Review: Unruly Women by Karlene Faith
Title: Unruly Women: The Politics of Confinement and Resistance
Author: Faith, Karlene
Length: 339 pages
Genre: Non-Fiction, Gender, Law
Publisher / Year: Seven Stories Press / 2011 – first published in 1993
Source: From the publisher for review.
Why I Read It: You need to ask? Re-read the title!
Date Read: 29/01/12
We should all be aware that we are in a culture, here in North America, that is increasingly about confinement and police action. The United States has more people in prison than any other country and the prison population only continues to grow – and women are the fastest growing prison population. Sadly, Canada is moving down the same path with the new ‘crime bills’ our current government is pushing through. In this book Faith looks at what this means, especially for women through history who have been incarcerated. Most women aren’t in for violent crimes yet sometimes face years behind bars, and while there they encounter specific types of situations that are often little reported or understood by the public. In this book Faith tries to bring us all to a place of understanding and knowledge about what it can mean to be a woman who transgresses.
Faith is the type of researcher and writer who truly delights me. Through this book she not only examines topics that greatly interest me, but she also does with a truly intersectional focus discussing also race, class, and more. She discusses language and breaks down the stereotypes behind the various terms which make it difficult to even write about women who are behind bars without bringing up negative pre-conceptions. She also provides endless references and a large index. AND even better, unlike most books which deal predominantly with the United States, Faith is a Canadian who discusses the issues and the system in both the United States and in Canada.

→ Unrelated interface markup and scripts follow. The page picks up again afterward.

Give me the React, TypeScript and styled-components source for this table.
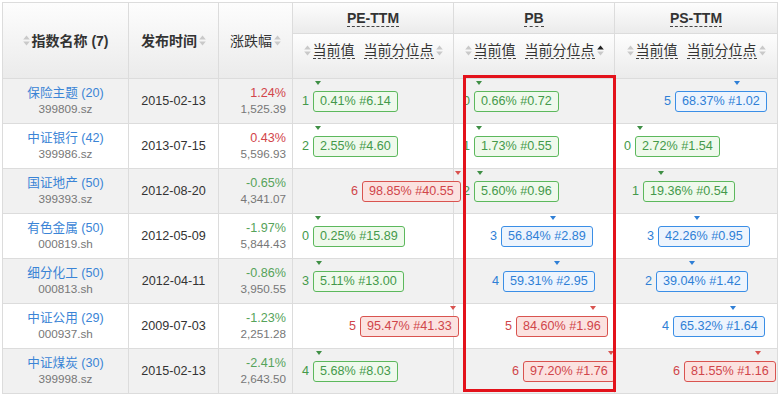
import React from 'react';
import styled, { createGlobalStyle } from 'styled-components';

const GlobalStyle = createGlobalStyle`
  html, body { margin: 0; padding: 0; background: #fff; }
  body {
    font-family: "Liberation Sans", "Noto Sans CJK SC", sans-serif;
    color: #333;
  }
`;

type Tone = 'g' | 'b' | 'r';

const tones: Record<Tone, { text: string; border: string; bg: string; mark: string }> = {
  g: { text: '#44994a', border: '#5cb85c', bg: '#eff9ec', mark: '#3f8f45' },
  b: { text: '#2f7fd6', border: '#3a8ee6', bg: '#edf4fd', mark: '#2f7fd6' },
  r: { text: '#d0454a', border: '#d9534f', bg: '#fbe2e0', mark: '#d9534f' },
};

const toneOf = (p: number): Tone => (p < 20 ? 'g' : p < 80 ? 'b' : 'r');

interface Val { r: number; p: number; v: string; off: number }
interface Row {
  name: string; n: number; code: string; date: string;
  chg: string; up: boolean; idx: string;
  pe: Val; pb: Val; ps: Val;
}

const rows: Row[] = [
  { name: '保险主题', n: 20, code: '399809.sz', date: '2015-02-13', chg: '1.24%', up: true, idx: '1,525.39',
    pe: { r: 1, p: 0.41, v: '6.14', off: 21 }, pb: { r: 0, p: 0.66, v: '0.72', off: 21 }, ps: { r: 5, p: 68.37, v: '1.02', off: 61 } },
  { name: '中证银行', n: 42, code: '399986.sz', date: '2013-07-15', chg: '0.43%', up: true, idx: '5,596.93',
    pe: { r: 2, p: 2.55, v: '4.60', off: 21 }, pb: { r: 1, p: 1.73, v: '0.55', off: 21 }, ps: { r: 0, p: 2.72, v: '1.54', off: 21 } },
  { name: '国证地产', n: 50, code: '399393.sz', date: '2012-08-20', chg: '-0.65%', up: false, idx: '4,341.07',
    pe: { r: 6, p: 98.85, v: '40.55', off: 70 }, pb: { r: 2, p: 5.6, v: '0.96', off: 21 }, ps: { r: 1, p: 19.36, v: '0.54', off: 29 } },
  { name: '有色金属', n: 50, code: '000819.sh', date: '2012-05-09', chg: '-1.97%', up: false, idx: '5,844.43',
    pe: { r: 0, p: 0.25, v: '15.89', off: 21 }, pb: { r: 3, p: 56.84, v: '2.89', off: 48 }, ps: { r: 3, p: 42.26, v: '0.95', off: 44 } },
  { name: '细分化工', n: 50, code: '000813.sh', date: '2012-04-11', chg: '-0.86%', up: false, idx: '3,950.55',
    pe: { r: 3, p: 5.11, v: '13.00', off: 21 }, pb: { r: 4, p: 59.31, v: '2.95', off: 50 }, ps: { r: 2, p: 39.04, v: '1.42', off: 42 } },
  { name: '中证公用', n: 29, code: '000937.sh', date: '2009-07-03', chg: '-1.23%', up: false, idx: '2,251.28',
    pe: { r: 5, p: 95.47, v: '41.33', off: 68 }, pb: { r: 5, p: 84.6, v: '1.96', off: 63 }, ps: { r: 4, p: 65.32, v: '1.64', off: 59 } },
  { name: '中证煤炭', n: 30, code: '399998.sz', date: '2015-02-13', chg: '-2.41%', up: false, idx: '2,643.50',
    pe: { r: 4, p: 5.68, v: '8.03', off: 21 }, pb: { r: 6, p: 97.2, v: '1.76', off: 70 }, ps: { r: 6, p: 81.55, v: '1.16', off: 70 } },
];

const Page = styled.div`
  padding: 2px 0 0 2px;
`;

const Grid = styled.div`
  position: relative;
  display: grid;
  grid-template-columns: 126px 90px 74px 161px 161px 163px;
  grid-template-rows: 31px 45px repeat(7, 45px);
  width: max-content;
  border-top: 1px solid #dcdcdc;
  border-left: 1px solid #dcdcdc;
`;

const HeadCell = styled.div<{ $span?: number; $top?: boolean; $bold?: boolean }>`
  grid-row: span ${(p) => p.$span ?? 1};
  box-sizing: border-box;
  border-right: 1px solid #dcdcdc;
  border-bottom: 1px solid #dcdcdc;
  background: linear-gradient(#fdfdfd, #ebebeb);
  display: flex;
  justify-content: center;
  align-items: ${(p) => (p.$top ? 'flex-start' : 'center')};
  padding-top: ${(p) => (p.$top ? '8px' : '0')};
  gap: 2px;
  font-size: 14px;
  line-height: 16px;
  font-weight: ${(p) => (p.$bold ? 700 : 400)};
  color: #333;
  white-space: nowrap;
`;

const Dashed = styled.span`
  border-bottom: 1px dashed #444;
`;

const SubGroup = styled.span`
  display: flex;
  align-items: center;
  gap: 2px;
`;

const SubHead = styled.div`
  display: flex;
  align-items: center;
  gap: 9px;
`;

const SortSvg = styled.svg`
  flex: none;
  display: block;
`;

const SortIcon: React.FC<{ up?: string; down?: string }> = ({ up = '#c9c9c9', down = '#c9c9c9' }) => (
  <SortSvg width="7" height="11" viewBox="0 0 7 11">
    <path d="M3.5 0.5 L6.8 4.5 L0.2 4.5 Z" fill={up} />
    <path d="M0.2 6.5 L6.8 6.5 L3.5 10.5 Z" fill={down} />
  </SortSvg>
);

const Cell = styled.div<{ $odd: boolean }>`
  box-sizing: border-box;
  border-right: 1px solid #dcdcdc;
  border-bottom: 1px solid #dcdcdc;
  background: ${(p) => (p.$odd ? '#f1f1f1' : '#ffffff')};
  display: flex;
`;

const NameCell = styled(Cell)`
  flex-direction: column;
  align-items: center;
  justify-content: center;
  line-height: 15px;
`;

const NameLink = styled.a`
  color: #3a84d6;
  font-size: 12.6px;
  text-decoration: none;
`;

const Sub = styled.span`
  color: #777;
  font-size: 11.7px;
`;

const DateCell = styled(Cell)`
  align-items: center;
  justify-content: center;
  font-size: 12.6px;
  color: #333;
`;

const ChangeCell = styled(Cell)`
  flex-direction: column;
  align-items: flex-end;
  justify-content: center;
  padding-right: 6px;
  line-height: 15px;
`;

const Chg = styled.span<{ $up: boolean }>`
  font-size: 12.6px;
  color: ${(p) => (p.$up ? '#d2454a' : '#56a35a')};
`;

const ValueCell = styled(Cell)`
  align-items: center;
`;

const Group = styled.div`
  display: flex;
  align-items: center;
  flex: none;
`;

const Num = styled.span<{ $tone: Tone }>`
  width: 7px;
  margin-right: 4px;
  text-align: right;
  font-size: 12.6px;
  color: ${(p) => tones[p.$tone].text};
`;

const Badge = styled.span<{ $tone: Tone }>`
  position: relative;
  box-sizing: border-box;
  height: 21px;
  line-height: 19px;
  padding: 0 6px;
  border: 1px solid ${(p) => tones[p.$tone].border};
  border-radius: 3px;
  background: ${(p) => tones[p.$tone].bg};
  color: ${(p) => tones[p.$tone].text};
  font-size: 12.6px;
  white-space: nowrap;
`;

const Marker = styled.span<{ $tone: Tone }>`
  position: absolute;
  top: -11px;
  transform: translateX(-50%);
  width: 0;
  height: 0;
  border-left: 3.5px solid transparent;
  border-right: 3.5px solid transparent;
  border-top: 4px solid ${(p) => tones[p.$tone].mark};
`;

const Highlight = styled.div`
  position: absolute;
  left: 460px;
  top: 72px;
  width: 153px;
  height: 317px;
  box-sizing: border-box;
  border: 3px solid #e3121b;
  pointer-events: none;
  z-index: 2;
`;

const ValueView: React.FC<{ val: Val; odd: boolean }> = ({ val, odd }) => {
  const tone = toneOf(val.p);
  return (
    <ValueCell $odd={odd}>
      <Group style={{ marginLeft: val.off - 12 }}>
        <Num $tone={tone}>{val.r}</Num>
        <Badge $tone={tone}>
          <Marker $tone={tone} style={{ left: `clamp(4px, ${val.p}%, calc(100% - 2px))` }} />
          {val.p.toFixed(2)}% #{val.v}
        </Badge>
      </Group>
    </ValueCell>
  );
};

const Metric: React.FC<{ label: string }> = ({ label }) => (
  <HeadCell $bold>
    <Dashed>{label}</Dashed>
  </HeadCell>
);

const MetricSub: React.FC<{ active?: boolean }> = ({ active }) => (
  <HeadCell $top>
    <SubHead>
      <SubGroup>
        <SortIcon />
        <Dashed>当前值</Dashed>
      </SubGroup>
      <SubGroup>
        <Dashed>当前分位点</Dashed>
        {active ? <SortIcon up="#222" down="#c9c9c9" /> : <SortIcon />}
      </SubGroup>
    </SubHead>
  </HeadCell>
);

export default function App() {
  return (
    <Page>
      <GlobalStyle />
      <Grid>
        <HeadCell $span={2} $bold>
          <SortIcon />
          <span>指数名称 (7)</span>
        </HeadCell>
        <HeadCell $span={2} $bold>
          <span>发布时间</span>
          <SortIcon />
        </HeadCell>
        <HeadCell $span={2}>
          <span>涨跌幅</span>
          <SortIcon />
        </HeadCell>
        <Metric label="PE-TTM" />
        <Metric label="PB" />
        <Metric label="PS-TTM" />
        <MetricSub />
        <MetricSub active />
        <MetricSub />
        {rows.map((r, i) => {
          const odd = i % 2 === 0;
          return (
            <React.Fragment key={r.code}>
              <NameCell $odd={odd}>
                <NameLink href="#">{r.name} ({r.n})</NameLink>
                <Sub>{r.code}</Sub>
              </NameCell>
              <DateCell $odd={odd}>{r.date}</DateCell>
              <ChangeCell $odd={odd}>
                <Chg $up={r.up}>{r.chg}</Chg>
                <Sub>{r.idx}</Sub>
              </ChangeCell>
              <ValueView val={r.pe} odd={odd} />
              <ValueView val={r.pb} odd={odd} />
              <ValueView val={r.ps} odd={odd} />
            </React.Fragment>
          );
        })}
        <Highlight />
      </Grid>
    </Page>
  );
}
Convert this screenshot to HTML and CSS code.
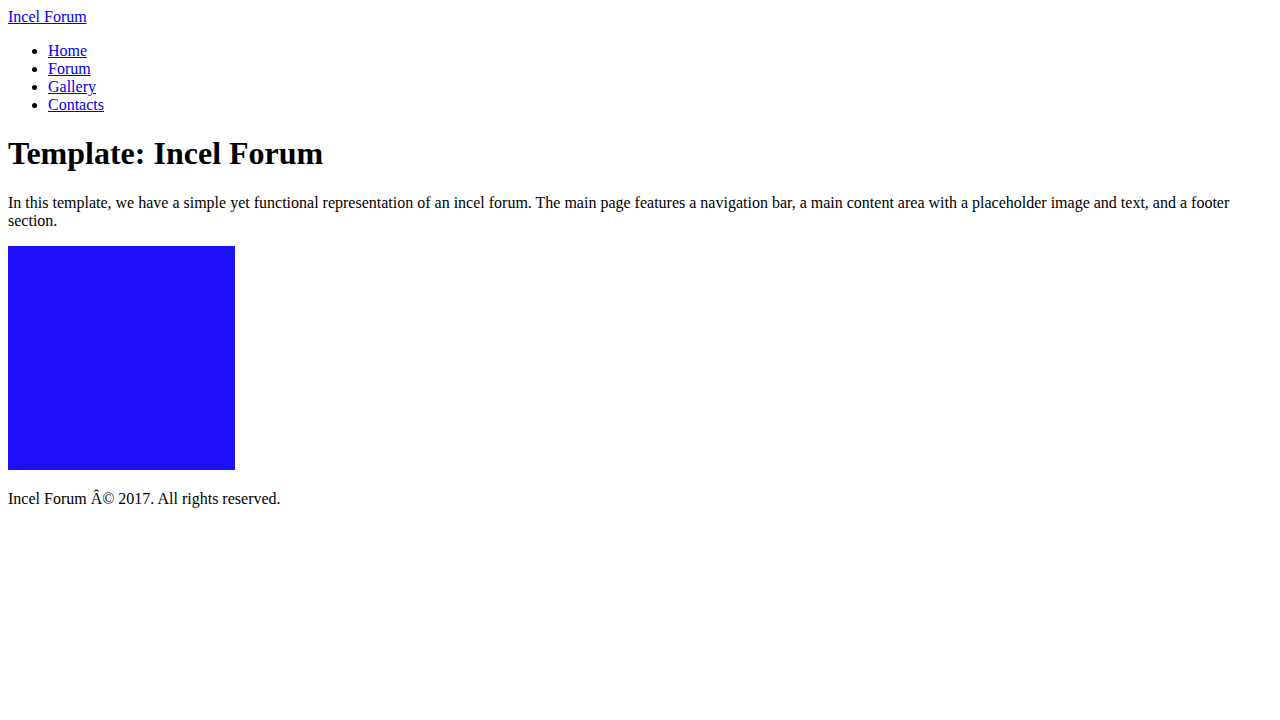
FILE: index.html
```html
<!DOCTYPE html>
<html>
<head>
<meta charset="utf-8">
<title>Incel Forum</title>
<link rel="stylesheet" href="styles.css">
</head>
<body class="page">
<header class="site-header">
<div class="brand"><a class="brand-link" href="#">Incel Forum</a></div>
<nav class="nav">
<ul class="nav-list">
<li><a href="#">Home</a></li>
<li><a href="#">Forum</a></li>
<li><a href="#">Gallery</a></li>
<li><a href="#">Contacts</a></li>
</ul>
</nav>
</header>
<main class="content">
<h1 class="title">Template: Incel Forum</h1>
<p class="intro">In this template, we have a simple yet functional representation of an incel forum. The main page features a navigation bar, a main content area with a placeholder image and text, and a footer section.</p>
<div class="figure"><span class="placeholder"></span></div>
</main>
<footer class="footer">
<p class="footer-text">Incel Forum Â© 2017. All rights reserved.</p>
</footer>
</body>
</html>
```
FILE: styles.css
```css
.page {
  margin: 8px;
  font-family: "Liberation Serif", "Times New Roman", serif;
  font-size: 16px;
  color: #000;
  background: #fff;
}
a {
  color: #0000ee;
}
.nav-list {
  margin: 16px 0;
  padding-left: 40px;
}
.title {
  font-size: 32px;
  margin: 21.44px 0;
}
.intro {
  margin: 16px 0;
}
.placeholder {
  display: inline-block;
  vertical-align: baseline;
  width: 227px;
  height: 224px;
  background: #1e10fa;
}
.footer-text {
  margin: 16px 0;
}
```
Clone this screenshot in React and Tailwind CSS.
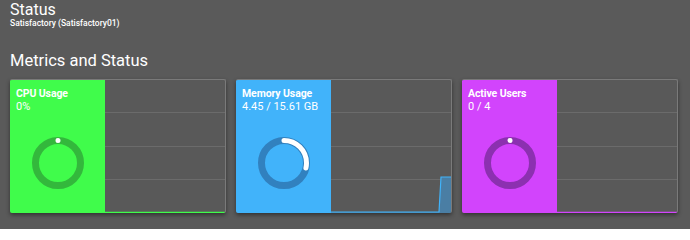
import React from 'react';

const METRICS = [
  {
    key: 'cpu',
    title: 'CPU Usage',
    value: '0%',
    percent: 0,
    color: 'bg-[#40fc4b]',
    track: '#33b83c',
    line: '#40fc4b',
    fill: null,
  },
  {
    key: 'mem',
    title: 'Memory Usage',
    value: '4.45 / 15.61 GB',
    percent: 4.45 / 15.61,
    color: 'bg-[#41b3fa]',
    track: '#3181bf',
    line: '#41b3fa',
    fill: 'bar',
  },
  {
    key: 'users',
    title: 'Active Users',
    value: '0 / 4',
    percent: 0,
    color: 'bg-[#d244fc]',
    track: '#8c30b0',
    line: '#d244fc',
    fill: null,
  },
];

const Ring = ({ percent, track }) => {
  const r = 22.5;
  const c = 2 * Math.PI * r;
  const len = Math.max(percent * c, 0.01);
  return (
    <svg width="54" height="54" viewBox="0 0 54 54">
      <circle cx="27" cy="27" r={r} fill="none" stroke={track} strokeWidth="7" />
      <circle
        cx="27"
        cy="27"
        r={r}
        fill="none"
        stroke="#ffffff"
        strokeWidth="5"
        strokeLinecap="round"
        strokeDasharray={`${len} ${c}`}
        transform="rotate(-90 27 27)"
      />
    </svg>
  );
};

const MetricCard = ({ metric }) => (
  <div className="flex h-[134px] w-[216px] overflow-hidden rounded-[2px] border-t border-r border-[#7a7a7a] bg-[#595959] shadow-[0_2px_4px_rgba(0,0,0,0.45)]">
    <div className={`flex w-[95px] flex-col ${metric.color} px-[6px] pt-[7px] text-white`}>
      <div className="text-[10.5px] font-bold leading-[13px] tracking-[-0.1px]">{metric.title}</div>
      <div className="text-[11px] leading-[13px]">{metric.value}</div>
      <div className="mt-[23px] flex justify-center">
        <Ring percent={metric.percent} track={metric.track} />
      </div>
    </div>
    <div className="relative flex-1">
      <div className="grid h-full grid-rows-4">
        <div className="border-b border-[#6b6b6b]" />
        <div className="border-b border-[#6b6b6b]" />
        <div className="border-b border-[#6b6b6b]" />
        <div />
      </div>
      <svg className="absolute inset-0" width="100%" height="100%" viewBox="0 0 120 133" preserveAspectRatio="none">
        {metric.fill === 'bar' ? (
          <>
            <path d="M0 132 L108 132 L110 97 L120 97 L120 133 L0 133 Z" fill="#4a7ea4" />
            <path d="M0 132 L108 132 L110 97 L120 97" fill="none" stroke={metric.line} strokeWidth="1.2" />
          </>
        ) : (
          <path d="M0 132.4 L120 132.4" fill="none" stroke={metric.line} strokeWidth="1.2" />
        )}
      </svg>
    </div>
  </div>
);

const App = () => (
  <div className="min-h-[229px] w-[690px] bg-[#5a5a5a] font-['Roboto',sans-serif] text-white">
    <div className="px-[10px] pt-[1px]">
      <div className="text-[16px] leading-[17px]">Status</div>
      <div className="text-[8.5px] font-medium leading-[10px]">Satisfactory (Satisfactory01)</div>
      <h1 className="mt-[23px] text-[16.5px] leading-[20px]">Metrics and Status</h1>
      <div className="mt-[8px] flex gap-[10px]">
        {METRICS.map((metric) => (
          <MetricCard key={metric.key} metric={metric} />
        ))}
      </div>
    </div>
  </div>
);

export default App;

The continuum, then, does not follow deterministically from victimization to criminalization. Rather, social victims en masse serve as the very large pool from which the anomalous woman, who sells sex, steals or hurts people and gets caught, is a candidate for prosecution. These unruly masses are the target of criminal justice as well as the target of other dominant regulatory institutions in bureaucratized societies. The continuum from victimization to criminalization is arbitrarily drawn according to power relations as constructed through racially divided and class-based social structures, in tandem with the authority of law and other dominant discourses such as medicine, social sciences and welfare, which all serve selective law enforcement practices. (page 108)
Throughout the book Faith examines the ways in which women in prison are seen as transgressors of the law, and the different ways they are viewed and treated from males in prison. They are more likely to be sedated, to be punished more severely for speaking out / attempting things such as hunger strikes, and in how they are viewed upon release as well. Through history various means, such as witch hunts or nunneries, were used to keep women in their place. The prison system and mass incarceration is simply the latest in a long line of ways in which dominant society has placed rules on the acceptable options for women and punished those who transgress. Currently prison is used as an alternative to fixing social systems that would give all an equal chance, instead any who steal (even small things like a loaf of bread), or who resort to sex work, are criminalized. Crime exists in all levels of society, the author reminds us, we have simply chosen to punish more harshly the crimes committed by those with the least.
This was a fantastic and very well-written and researched book that I highly recommend to all. If you are interested in social justice, gender issues, mass incarceration, history, or just learning more about our society, you definitely want to search out this book. My only criticism with the book is that although Faith discusses so much, including class, race, and sexual preference, transgender men and women were not discussed. No doubt their situation would have required even more research and time, but I would have appreciated at least a comment about the fact that they exist. Despite this fact, I still can’t recommend enough that you go read this book.